Stated task:
Hunt for the word "this" across the entries below, copying each line that holds it.

::: Provided entries

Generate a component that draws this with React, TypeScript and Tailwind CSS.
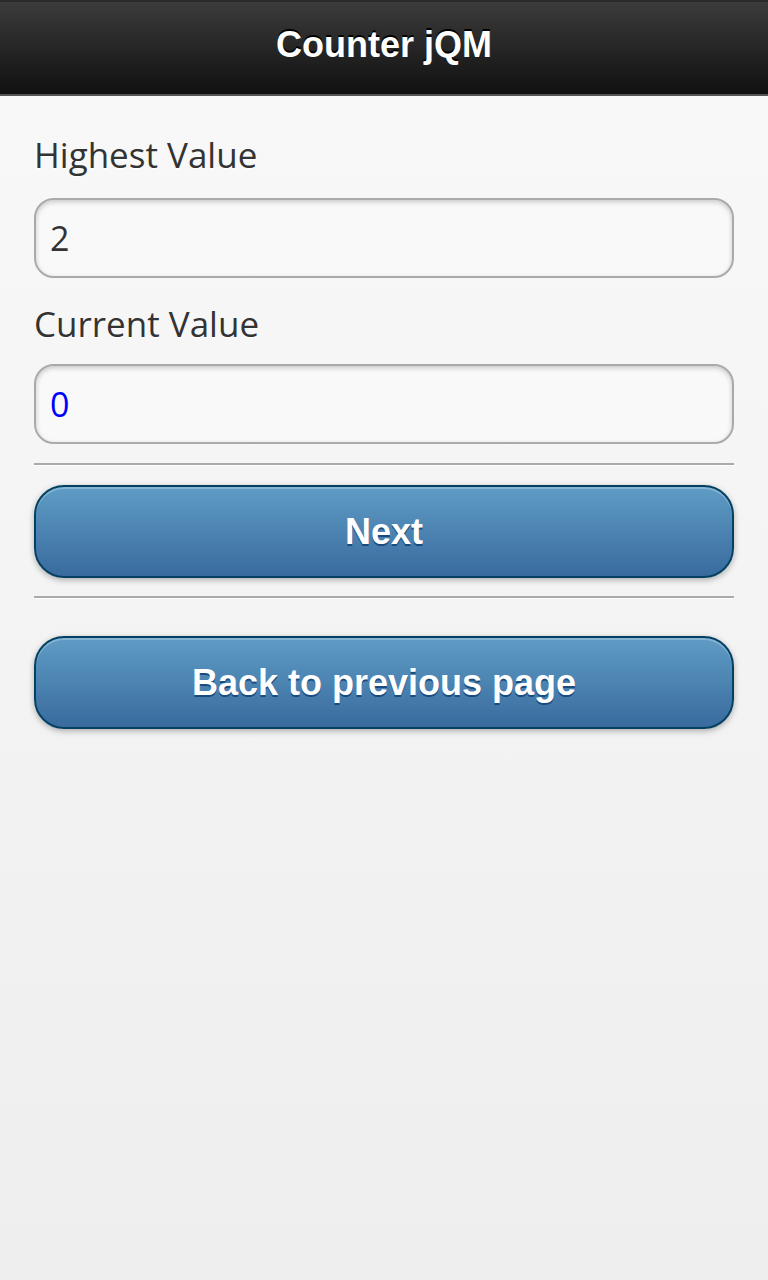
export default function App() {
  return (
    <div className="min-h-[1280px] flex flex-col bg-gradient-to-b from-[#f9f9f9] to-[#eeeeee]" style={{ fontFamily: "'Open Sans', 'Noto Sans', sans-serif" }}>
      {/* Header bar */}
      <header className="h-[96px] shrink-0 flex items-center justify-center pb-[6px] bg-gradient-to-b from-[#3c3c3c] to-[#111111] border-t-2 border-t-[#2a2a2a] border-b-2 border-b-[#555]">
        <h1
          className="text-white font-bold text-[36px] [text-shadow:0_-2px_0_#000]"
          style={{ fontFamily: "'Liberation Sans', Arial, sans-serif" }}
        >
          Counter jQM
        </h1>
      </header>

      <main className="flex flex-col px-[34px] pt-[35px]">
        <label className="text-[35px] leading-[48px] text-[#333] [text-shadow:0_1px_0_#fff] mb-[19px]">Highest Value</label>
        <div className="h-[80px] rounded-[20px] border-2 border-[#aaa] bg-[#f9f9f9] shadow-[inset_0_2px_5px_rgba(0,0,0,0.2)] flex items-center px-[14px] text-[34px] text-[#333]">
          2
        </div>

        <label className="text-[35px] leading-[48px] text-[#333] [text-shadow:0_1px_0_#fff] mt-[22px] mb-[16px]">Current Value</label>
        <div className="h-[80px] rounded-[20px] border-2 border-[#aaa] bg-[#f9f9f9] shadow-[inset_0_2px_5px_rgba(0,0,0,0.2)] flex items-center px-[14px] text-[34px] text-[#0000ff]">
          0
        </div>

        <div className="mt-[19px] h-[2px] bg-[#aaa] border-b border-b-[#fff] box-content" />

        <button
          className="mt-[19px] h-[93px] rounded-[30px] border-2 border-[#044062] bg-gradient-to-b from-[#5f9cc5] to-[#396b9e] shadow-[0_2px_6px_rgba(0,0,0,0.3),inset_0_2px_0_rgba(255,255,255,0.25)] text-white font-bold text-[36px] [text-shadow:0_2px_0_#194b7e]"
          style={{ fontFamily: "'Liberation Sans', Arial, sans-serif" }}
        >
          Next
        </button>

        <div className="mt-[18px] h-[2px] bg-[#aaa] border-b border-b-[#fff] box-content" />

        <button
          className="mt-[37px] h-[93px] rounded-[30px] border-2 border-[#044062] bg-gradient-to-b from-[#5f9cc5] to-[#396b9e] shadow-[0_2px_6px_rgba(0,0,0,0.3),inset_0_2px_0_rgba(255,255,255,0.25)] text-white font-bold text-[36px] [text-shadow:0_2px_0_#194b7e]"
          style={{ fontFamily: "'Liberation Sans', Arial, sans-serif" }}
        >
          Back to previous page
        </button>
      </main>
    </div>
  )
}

::::::
::: Provided entries

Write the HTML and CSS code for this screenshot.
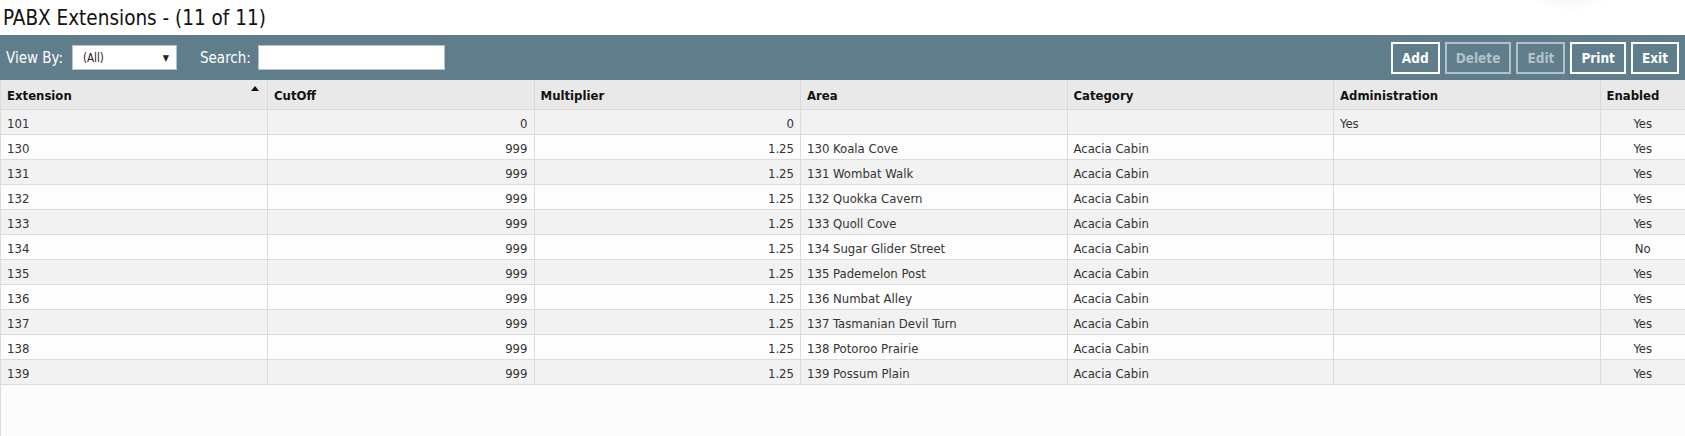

::::::

Completed task:
Generate a component that draws this with React, TypeScript and Tailwind CSS.
Write the HTML and CSS code for this screenshot.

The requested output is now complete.